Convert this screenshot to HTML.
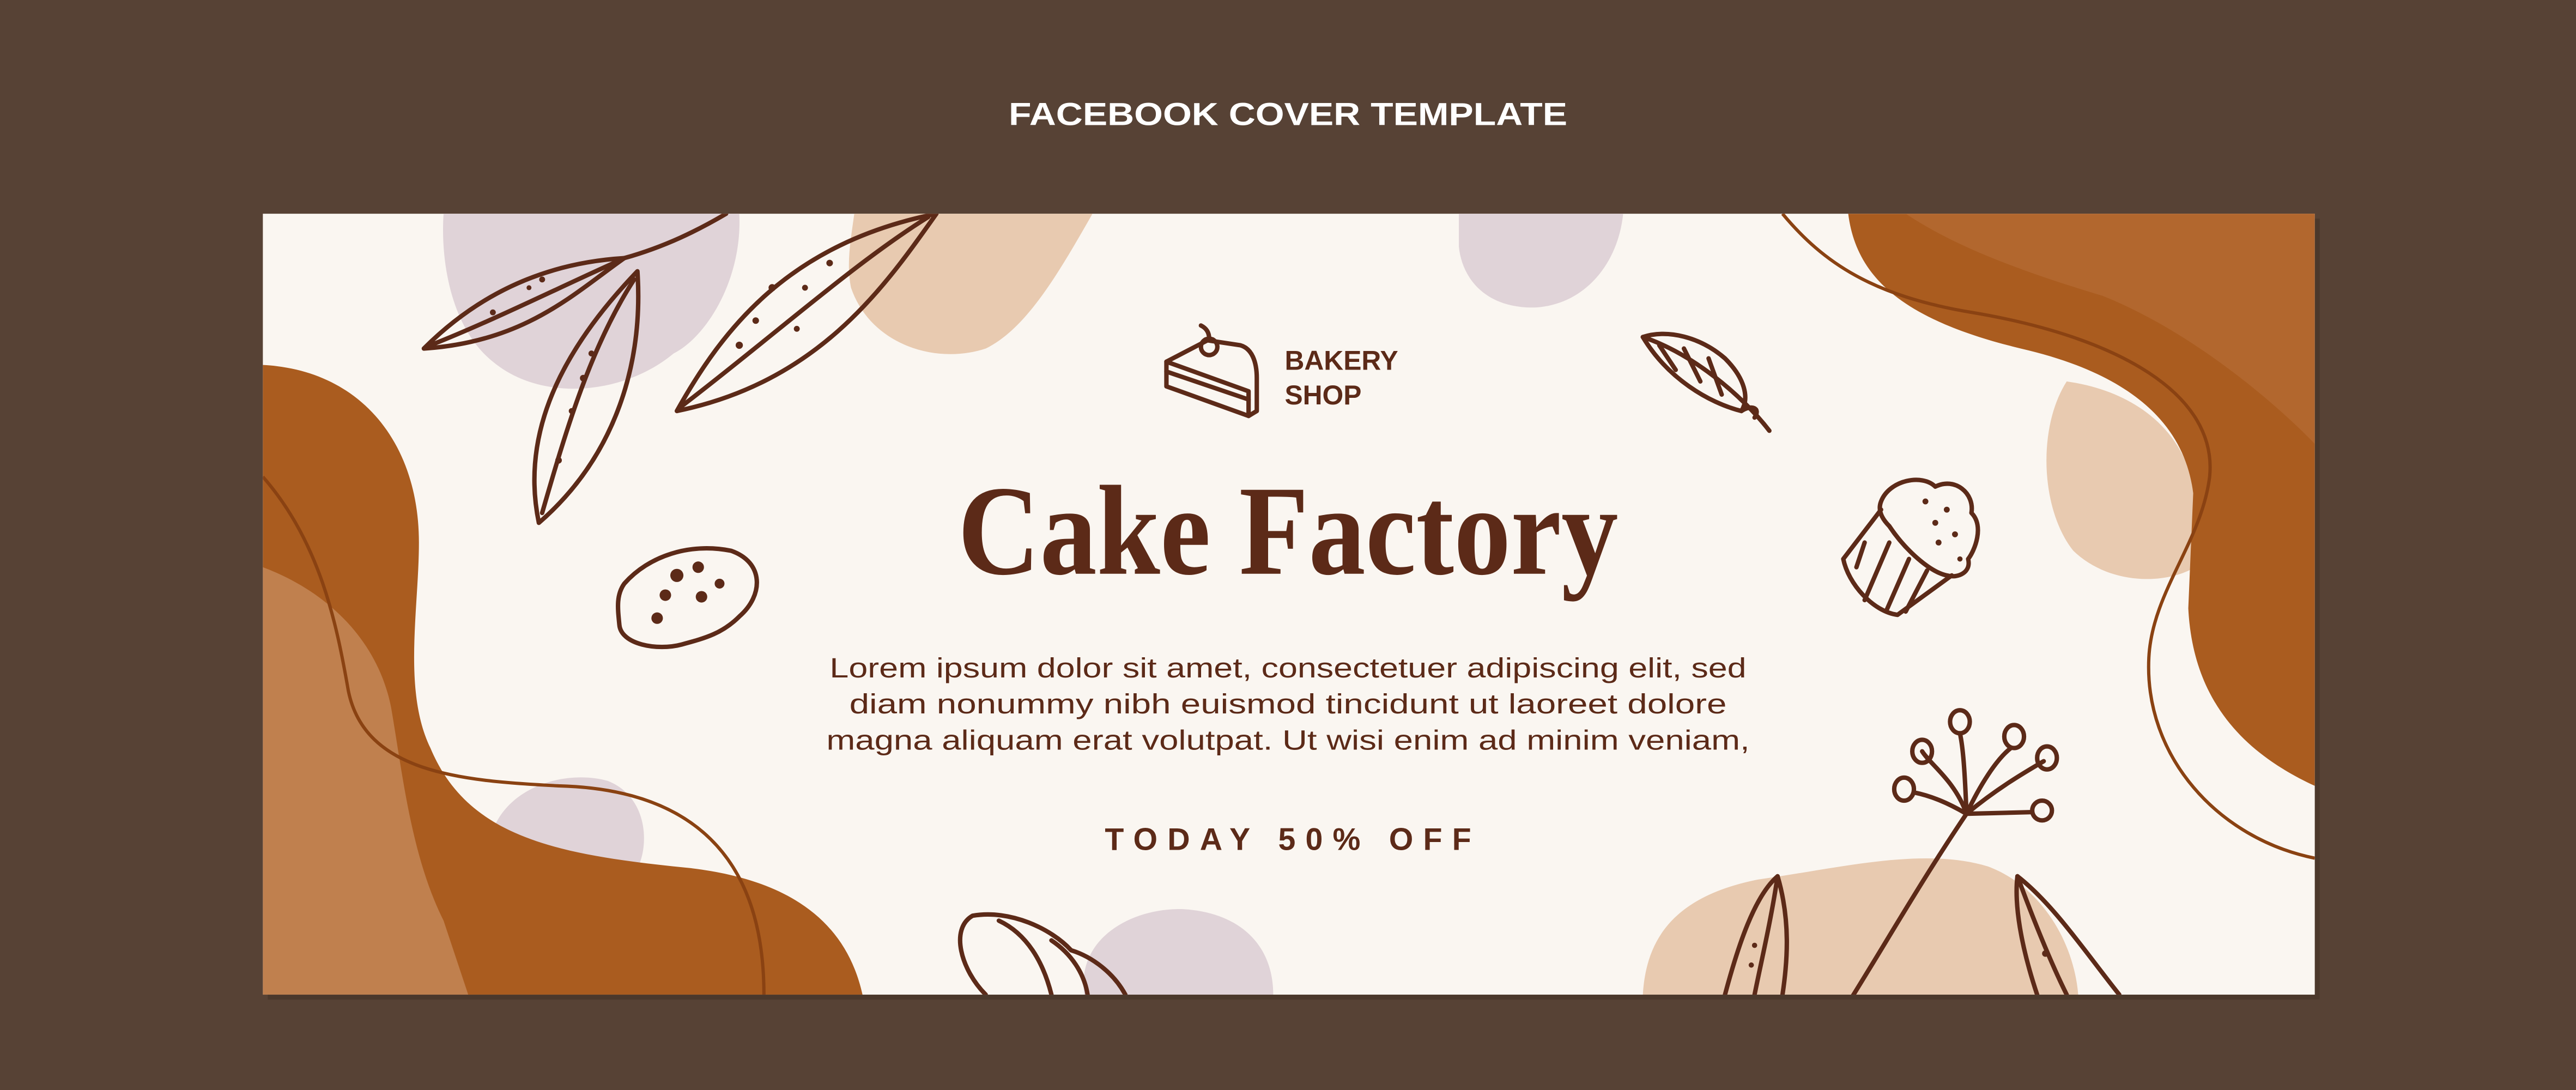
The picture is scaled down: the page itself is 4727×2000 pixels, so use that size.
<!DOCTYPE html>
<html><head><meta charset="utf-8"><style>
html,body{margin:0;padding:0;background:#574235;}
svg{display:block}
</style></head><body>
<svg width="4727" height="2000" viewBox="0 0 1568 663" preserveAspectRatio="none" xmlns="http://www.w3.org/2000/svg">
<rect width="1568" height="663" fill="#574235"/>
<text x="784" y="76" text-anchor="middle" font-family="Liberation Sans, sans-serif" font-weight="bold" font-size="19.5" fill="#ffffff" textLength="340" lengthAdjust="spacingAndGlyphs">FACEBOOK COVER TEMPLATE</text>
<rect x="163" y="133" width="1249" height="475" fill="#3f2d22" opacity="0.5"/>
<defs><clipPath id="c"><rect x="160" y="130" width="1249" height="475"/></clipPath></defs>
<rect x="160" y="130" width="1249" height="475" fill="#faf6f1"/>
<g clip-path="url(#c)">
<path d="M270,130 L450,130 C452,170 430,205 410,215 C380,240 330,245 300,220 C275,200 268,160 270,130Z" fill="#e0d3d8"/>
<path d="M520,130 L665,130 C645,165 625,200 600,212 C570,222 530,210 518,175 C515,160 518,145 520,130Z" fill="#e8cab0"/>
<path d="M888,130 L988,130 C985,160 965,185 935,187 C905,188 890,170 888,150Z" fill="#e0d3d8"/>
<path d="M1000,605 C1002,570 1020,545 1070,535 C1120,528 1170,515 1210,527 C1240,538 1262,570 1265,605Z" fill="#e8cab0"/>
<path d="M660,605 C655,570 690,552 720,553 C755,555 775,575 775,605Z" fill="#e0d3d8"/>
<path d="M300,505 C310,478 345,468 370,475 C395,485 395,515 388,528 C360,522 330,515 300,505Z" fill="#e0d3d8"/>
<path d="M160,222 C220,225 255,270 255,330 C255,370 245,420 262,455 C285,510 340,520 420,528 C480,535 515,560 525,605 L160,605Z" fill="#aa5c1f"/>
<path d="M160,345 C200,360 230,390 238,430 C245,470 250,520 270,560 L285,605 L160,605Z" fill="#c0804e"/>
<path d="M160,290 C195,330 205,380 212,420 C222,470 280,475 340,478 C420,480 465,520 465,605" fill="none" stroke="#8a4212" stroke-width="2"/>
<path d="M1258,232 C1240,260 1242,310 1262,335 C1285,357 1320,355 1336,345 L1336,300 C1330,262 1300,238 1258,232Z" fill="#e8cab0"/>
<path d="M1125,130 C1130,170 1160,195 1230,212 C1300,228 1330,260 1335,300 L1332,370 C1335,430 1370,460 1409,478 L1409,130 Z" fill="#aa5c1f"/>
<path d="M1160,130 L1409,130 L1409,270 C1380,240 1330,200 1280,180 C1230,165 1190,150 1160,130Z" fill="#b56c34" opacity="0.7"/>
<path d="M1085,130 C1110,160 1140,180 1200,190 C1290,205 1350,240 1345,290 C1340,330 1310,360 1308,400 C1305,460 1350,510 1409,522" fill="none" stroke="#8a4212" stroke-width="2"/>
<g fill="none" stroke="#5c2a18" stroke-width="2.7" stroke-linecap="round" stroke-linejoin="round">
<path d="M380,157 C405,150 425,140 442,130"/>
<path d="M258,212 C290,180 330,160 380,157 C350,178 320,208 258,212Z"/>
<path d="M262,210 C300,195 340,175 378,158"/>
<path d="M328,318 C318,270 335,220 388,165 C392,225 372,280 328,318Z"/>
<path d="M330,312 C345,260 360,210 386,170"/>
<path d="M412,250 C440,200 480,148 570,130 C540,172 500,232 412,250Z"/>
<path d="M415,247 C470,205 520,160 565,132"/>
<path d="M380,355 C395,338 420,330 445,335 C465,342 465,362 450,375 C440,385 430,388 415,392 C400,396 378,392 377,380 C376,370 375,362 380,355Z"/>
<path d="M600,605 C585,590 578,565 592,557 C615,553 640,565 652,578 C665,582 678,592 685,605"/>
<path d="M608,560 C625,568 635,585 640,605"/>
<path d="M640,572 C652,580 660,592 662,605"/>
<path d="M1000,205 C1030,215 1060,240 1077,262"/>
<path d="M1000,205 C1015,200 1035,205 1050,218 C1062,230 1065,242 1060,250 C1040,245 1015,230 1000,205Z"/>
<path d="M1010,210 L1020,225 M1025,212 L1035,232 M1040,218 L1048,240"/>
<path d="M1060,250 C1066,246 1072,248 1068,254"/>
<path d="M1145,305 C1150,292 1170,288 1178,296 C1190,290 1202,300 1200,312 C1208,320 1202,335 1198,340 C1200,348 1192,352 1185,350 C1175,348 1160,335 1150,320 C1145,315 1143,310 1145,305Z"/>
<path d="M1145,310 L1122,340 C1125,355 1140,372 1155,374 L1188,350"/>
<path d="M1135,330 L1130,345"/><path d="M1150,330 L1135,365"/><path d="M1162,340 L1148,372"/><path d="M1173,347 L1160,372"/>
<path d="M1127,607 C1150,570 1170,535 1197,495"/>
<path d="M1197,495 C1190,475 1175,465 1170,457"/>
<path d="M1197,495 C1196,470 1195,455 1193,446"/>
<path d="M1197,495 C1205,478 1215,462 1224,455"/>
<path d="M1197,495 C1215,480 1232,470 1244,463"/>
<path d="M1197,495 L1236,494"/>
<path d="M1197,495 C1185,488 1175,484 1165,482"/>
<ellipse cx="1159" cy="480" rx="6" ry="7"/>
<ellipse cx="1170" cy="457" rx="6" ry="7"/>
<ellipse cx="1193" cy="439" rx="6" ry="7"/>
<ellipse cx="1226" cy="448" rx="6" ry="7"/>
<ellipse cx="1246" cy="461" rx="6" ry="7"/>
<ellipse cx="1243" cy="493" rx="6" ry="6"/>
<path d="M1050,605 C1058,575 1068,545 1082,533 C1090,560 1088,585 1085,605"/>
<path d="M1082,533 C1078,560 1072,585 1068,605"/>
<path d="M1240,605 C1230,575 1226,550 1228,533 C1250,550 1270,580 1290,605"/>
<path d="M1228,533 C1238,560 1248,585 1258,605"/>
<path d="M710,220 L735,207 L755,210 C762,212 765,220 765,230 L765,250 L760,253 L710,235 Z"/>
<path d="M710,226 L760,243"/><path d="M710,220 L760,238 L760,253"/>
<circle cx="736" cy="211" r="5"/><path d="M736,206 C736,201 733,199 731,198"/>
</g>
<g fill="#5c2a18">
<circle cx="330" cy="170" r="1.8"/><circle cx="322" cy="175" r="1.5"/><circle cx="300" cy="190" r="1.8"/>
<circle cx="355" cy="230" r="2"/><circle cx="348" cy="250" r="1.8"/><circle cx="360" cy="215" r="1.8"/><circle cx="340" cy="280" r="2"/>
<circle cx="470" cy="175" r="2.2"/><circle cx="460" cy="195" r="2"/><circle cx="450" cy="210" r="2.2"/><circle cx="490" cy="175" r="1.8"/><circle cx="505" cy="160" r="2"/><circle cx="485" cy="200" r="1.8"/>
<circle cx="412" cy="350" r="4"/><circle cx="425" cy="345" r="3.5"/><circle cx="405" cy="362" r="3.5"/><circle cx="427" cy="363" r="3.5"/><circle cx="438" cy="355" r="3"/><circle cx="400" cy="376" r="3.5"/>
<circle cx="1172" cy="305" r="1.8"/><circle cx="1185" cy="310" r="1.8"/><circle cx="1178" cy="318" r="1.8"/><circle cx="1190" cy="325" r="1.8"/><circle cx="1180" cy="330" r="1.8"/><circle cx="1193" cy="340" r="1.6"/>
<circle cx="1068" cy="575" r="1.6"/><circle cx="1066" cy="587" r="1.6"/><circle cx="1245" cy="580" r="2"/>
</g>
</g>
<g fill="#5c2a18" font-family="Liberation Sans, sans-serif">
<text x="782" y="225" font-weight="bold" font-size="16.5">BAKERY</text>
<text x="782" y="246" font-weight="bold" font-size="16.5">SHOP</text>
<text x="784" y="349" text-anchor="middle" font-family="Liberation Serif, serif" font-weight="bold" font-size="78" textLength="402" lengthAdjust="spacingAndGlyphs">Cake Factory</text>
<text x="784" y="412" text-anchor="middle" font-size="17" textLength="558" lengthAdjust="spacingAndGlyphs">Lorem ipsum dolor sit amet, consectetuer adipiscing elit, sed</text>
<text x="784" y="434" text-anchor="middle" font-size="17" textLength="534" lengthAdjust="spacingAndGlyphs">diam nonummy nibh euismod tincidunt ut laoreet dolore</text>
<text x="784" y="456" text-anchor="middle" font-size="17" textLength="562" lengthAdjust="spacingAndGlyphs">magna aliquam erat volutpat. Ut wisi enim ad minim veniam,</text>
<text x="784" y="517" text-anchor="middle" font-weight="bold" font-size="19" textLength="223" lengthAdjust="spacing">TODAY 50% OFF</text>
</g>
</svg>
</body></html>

##############################

Copy every line above that includes the string "size".

• Output below:
The picture is scaled down: the page itself is 4727×2000 pixels, so use that size.
<text x="784" y="76" text-anchor="middle" font-family="Liberation Sans, sans-serif" font-weight="bold" font-size="19.5" fill="#ffffff" textLength="340" lengthAdjust="spacingAndGlyphs">FACEBOOK COVER TEMPLATE</text>
<text x="782" y="225" font-weight="bold" font-size="16.5">BAKERY</text>
<text x="782" y="246" font-weight="bold" font-size="16.5">SHOP</text>
<text x="784" y="349" text-anchor="middle" font-family="Liberation Serif, serif" font-weight="bold" font-size="78" textLength="402" lengthAdjust="spacingAndGlyphs">Cake Factory</text>
<text x="784" y="412" text-anchor="middle" font-size="17" textLength="558" lengthAdjust="spacingAndGlyphs">Lorem ipsum dolor sit amet, consectetuer adipiscing elit, sed</text>
<text x="784" y="434" text-anchor="middle" font-size="17" textLength="534" lengthAdjust="spacingAndGlyphs">diam nonummy nibh euismod tincidunt ut laoreet dolore</text>
<text x="784" y="456" text-anchor="middle" font-size="17" textLength="562" lengthAdjust="spacingAndGlyphs">magna aliquam erat volutpat. Ut wisi enim ad minim veniam,</text>
<text x="784" y="517" text-anchor="middle" font-weight="bold" font-size="19" textLength="223" lengthAdjust="spacing">TODAY 50% OFF</text>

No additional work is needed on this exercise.